◆ **Task**:
Each line containing the word "styles" must be collected.

--- START OF Data for the task ---

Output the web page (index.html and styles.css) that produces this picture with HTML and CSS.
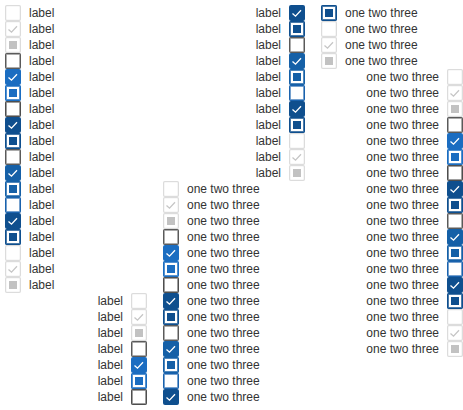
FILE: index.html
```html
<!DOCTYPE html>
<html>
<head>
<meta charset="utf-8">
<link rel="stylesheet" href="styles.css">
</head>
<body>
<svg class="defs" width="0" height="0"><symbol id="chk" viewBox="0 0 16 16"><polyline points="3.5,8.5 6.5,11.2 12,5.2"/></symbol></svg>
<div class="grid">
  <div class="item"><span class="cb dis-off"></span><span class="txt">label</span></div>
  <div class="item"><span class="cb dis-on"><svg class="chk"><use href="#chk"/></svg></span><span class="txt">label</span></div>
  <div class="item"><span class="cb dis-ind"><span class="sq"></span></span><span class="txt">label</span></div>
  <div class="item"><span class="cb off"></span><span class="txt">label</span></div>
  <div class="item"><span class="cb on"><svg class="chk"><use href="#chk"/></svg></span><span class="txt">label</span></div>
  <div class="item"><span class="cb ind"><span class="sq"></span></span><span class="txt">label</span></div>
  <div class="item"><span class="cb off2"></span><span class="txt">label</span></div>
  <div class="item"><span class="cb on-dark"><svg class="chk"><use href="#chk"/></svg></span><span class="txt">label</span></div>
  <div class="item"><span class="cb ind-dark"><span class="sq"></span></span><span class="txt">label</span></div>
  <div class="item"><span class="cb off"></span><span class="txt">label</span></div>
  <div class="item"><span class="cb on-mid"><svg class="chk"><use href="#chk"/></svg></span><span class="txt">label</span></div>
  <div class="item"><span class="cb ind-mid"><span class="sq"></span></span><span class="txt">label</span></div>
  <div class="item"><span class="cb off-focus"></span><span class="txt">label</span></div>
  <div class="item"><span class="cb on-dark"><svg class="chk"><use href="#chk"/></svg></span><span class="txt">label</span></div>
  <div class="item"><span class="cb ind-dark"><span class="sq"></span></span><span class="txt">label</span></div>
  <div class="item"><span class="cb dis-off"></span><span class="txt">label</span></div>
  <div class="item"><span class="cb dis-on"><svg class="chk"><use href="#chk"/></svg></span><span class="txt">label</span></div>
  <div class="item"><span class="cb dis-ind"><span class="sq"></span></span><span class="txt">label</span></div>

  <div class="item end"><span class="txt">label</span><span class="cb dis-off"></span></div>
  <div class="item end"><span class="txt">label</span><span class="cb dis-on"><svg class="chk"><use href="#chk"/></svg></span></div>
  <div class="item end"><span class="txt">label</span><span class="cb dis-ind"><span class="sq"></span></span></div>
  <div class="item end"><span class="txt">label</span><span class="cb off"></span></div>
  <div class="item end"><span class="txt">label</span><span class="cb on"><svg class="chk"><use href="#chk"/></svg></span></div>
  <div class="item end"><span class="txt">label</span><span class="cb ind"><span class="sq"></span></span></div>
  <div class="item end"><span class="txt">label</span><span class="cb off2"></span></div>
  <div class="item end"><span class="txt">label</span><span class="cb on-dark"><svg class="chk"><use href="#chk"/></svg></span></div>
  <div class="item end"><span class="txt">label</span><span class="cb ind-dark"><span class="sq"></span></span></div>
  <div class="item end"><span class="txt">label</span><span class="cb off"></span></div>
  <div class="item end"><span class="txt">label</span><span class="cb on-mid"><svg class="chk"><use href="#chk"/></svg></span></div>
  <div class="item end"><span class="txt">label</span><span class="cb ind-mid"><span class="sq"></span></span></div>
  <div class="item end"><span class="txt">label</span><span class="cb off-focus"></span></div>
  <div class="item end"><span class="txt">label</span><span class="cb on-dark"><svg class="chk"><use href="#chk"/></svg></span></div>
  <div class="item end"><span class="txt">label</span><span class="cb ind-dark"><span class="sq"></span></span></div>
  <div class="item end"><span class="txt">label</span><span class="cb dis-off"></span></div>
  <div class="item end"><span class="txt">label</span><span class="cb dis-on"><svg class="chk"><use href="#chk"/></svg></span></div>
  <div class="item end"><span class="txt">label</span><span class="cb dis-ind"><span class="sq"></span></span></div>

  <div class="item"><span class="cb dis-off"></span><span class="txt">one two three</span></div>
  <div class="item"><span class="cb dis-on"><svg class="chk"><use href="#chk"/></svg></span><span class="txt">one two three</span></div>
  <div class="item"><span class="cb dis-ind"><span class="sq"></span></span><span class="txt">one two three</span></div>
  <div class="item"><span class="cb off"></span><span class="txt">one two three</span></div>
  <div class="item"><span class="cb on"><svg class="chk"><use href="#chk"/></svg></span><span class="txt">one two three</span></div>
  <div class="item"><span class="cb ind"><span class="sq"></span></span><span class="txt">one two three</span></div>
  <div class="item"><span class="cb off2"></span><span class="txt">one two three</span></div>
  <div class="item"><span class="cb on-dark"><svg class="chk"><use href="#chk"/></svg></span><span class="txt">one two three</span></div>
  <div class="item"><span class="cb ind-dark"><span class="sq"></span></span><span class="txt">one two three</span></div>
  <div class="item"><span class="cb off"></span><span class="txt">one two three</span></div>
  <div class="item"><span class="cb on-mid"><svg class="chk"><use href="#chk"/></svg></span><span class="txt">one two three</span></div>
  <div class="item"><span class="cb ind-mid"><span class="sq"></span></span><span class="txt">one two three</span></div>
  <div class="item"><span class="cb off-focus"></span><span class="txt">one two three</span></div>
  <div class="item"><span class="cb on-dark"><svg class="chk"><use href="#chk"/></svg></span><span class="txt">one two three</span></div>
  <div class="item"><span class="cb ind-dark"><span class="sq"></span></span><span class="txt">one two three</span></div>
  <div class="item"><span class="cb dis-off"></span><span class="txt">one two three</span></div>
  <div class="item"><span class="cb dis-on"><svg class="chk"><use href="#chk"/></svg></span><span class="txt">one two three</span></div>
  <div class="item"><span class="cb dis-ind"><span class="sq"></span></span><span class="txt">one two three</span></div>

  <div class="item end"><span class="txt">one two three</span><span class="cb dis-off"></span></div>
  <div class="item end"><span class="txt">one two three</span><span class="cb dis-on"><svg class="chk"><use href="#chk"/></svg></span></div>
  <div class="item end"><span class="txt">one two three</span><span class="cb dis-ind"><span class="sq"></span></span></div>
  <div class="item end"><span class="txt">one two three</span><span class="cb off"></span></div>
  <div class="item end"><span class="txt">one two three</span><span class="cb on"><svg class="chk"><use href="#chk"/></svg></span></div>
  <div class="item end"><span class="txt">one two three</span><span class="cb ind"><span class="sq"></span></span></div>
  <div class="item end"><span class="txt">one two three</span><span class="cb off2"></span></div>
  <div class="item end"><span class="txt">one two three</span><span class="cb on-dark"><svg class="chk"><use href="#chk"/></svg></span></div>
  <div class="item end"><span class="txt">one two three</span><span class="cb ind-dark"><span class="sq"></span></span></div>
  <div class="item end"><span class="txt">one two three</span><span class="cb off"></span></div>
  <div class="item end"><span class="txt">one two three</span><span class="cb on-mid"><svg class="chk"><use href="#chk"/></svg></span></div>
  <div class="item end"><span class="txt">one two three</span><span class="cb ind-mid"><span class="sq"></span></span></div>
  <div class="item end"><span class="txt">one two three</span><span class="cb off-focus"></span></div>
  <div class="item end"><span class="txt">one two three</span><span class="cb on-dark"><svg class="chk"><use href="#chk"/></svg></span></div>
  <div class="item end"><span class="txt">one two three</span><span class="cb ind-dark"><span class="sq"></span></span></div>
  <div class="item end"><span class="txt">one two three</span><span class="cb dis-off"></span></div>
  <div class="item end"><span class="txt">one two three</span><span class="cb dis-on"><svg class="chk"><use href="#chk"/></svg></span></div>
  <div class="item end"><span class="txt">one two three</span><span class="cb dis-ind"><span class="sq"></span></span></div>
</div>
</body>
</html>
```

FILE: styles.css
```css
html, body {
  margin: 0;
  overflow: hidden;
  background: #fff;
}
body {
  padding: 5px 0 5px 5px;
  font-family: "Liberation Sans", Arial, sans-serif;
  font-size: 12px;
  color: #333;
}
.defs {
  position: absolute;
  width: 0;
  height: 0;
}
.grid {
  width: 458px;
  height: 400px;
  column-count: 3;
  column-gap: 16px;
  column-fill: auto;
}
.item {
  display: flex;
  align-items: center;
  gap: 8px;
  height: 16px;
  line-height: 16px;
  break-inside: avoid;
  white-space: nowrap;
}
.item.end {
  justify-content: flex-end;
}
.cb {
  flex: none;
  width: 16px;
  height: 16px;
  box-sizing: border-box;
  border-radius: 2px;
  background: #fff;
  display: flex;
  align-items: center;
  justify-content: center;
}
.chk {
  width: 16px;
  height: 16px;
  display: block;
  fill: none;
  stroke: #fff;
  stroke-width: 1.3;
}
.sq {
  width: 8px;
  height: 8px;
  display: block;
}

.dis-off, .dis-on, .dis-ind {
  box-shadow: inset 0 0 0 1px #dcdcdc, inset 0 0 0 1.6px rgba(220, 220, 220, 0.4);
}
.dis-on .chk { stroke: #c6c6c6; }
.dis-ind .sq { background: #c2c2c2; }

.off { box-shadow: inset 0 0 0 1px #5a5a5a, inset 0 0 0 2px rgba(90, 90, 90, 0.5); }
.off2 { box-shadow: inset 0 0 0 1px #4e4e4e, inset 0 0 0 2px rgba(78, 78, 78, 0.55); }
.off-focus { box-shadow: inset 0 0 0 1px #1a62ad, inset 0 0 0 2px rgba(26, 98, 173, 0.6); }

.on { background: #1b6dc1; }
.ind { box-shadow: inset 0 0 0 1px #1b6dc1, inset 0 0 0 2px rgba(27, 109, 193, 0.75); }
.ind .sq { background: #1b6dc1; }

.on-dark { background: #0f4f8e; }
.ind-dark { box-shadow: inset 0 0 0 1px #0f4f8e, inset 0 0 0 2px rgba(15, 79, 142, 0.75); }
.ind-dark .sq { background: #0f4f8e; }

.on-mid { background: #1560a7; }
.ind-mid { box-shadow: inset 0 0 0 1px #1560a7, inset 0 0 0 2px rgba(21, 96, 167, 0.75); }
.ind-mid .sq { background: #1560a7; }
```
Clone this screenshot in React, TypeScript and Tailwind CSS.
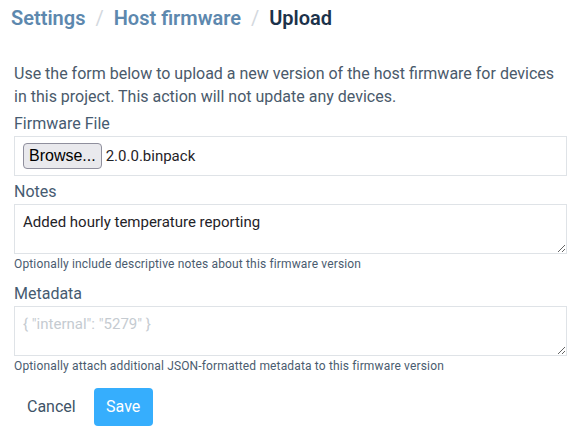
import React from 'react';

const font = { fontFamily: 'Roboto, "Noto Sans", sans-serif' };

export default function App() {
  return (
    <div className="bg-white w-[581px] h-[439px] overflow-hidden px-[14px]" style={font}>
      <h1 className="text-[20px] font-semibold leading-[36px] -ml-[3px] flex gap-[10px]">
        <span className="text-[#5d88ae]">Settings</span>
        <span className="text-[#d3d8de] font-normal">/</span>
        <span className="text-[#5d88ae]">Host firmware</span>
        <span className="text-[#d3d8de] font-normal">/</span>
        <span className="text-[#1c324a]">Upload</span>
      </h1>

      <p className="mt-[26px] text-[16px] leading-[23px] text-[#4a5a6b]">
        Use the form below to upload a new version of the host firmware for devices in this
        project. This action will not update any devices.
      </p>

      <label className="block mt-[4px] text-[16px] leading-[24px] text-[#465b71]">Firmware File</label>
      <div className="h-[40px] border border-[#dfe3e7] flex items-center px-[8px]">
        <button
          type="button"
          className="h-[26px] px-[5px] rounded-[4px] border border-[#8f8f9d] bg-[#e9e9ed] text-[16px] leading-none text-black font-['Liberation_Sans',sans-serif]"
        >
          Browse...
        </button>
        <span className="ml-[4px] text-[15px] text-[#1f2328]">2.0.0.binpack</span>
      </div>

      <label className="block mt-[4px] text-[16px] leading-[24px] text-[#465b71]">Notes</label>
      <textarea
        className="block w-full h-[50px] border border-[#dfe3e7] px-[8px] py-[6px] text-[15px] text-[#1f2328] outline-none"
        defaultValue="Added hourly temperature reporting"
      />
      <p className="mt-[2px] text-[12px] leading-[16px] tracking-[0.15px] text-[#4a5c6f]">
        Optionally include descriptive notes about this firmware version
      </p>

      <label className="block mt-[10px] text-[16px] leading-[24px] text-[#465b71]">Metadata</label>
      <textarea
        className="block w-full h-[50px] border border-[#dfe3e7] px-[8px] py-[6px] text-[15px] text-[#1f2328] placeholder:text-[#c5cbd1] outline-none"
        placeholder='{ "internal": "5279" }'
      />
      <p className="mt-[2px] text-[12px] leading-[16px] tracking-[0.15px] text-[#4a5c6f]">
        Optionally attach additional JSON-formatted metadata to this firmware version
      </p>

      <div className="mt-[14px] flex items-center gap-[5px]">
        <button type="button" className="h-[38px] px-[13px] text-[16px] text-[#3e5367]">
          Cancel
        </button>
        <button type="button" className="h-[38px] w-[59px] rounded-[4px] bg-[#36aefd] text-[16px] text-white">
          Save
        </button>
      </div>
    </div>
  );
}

--- END OF Data for the task ---

◆ **Task answer**:
Output the web page (index.html and styles.css) that produces this picture with HTML and CSS.
<link rel="stylesheet" href="styles.css">
FILE: styles.css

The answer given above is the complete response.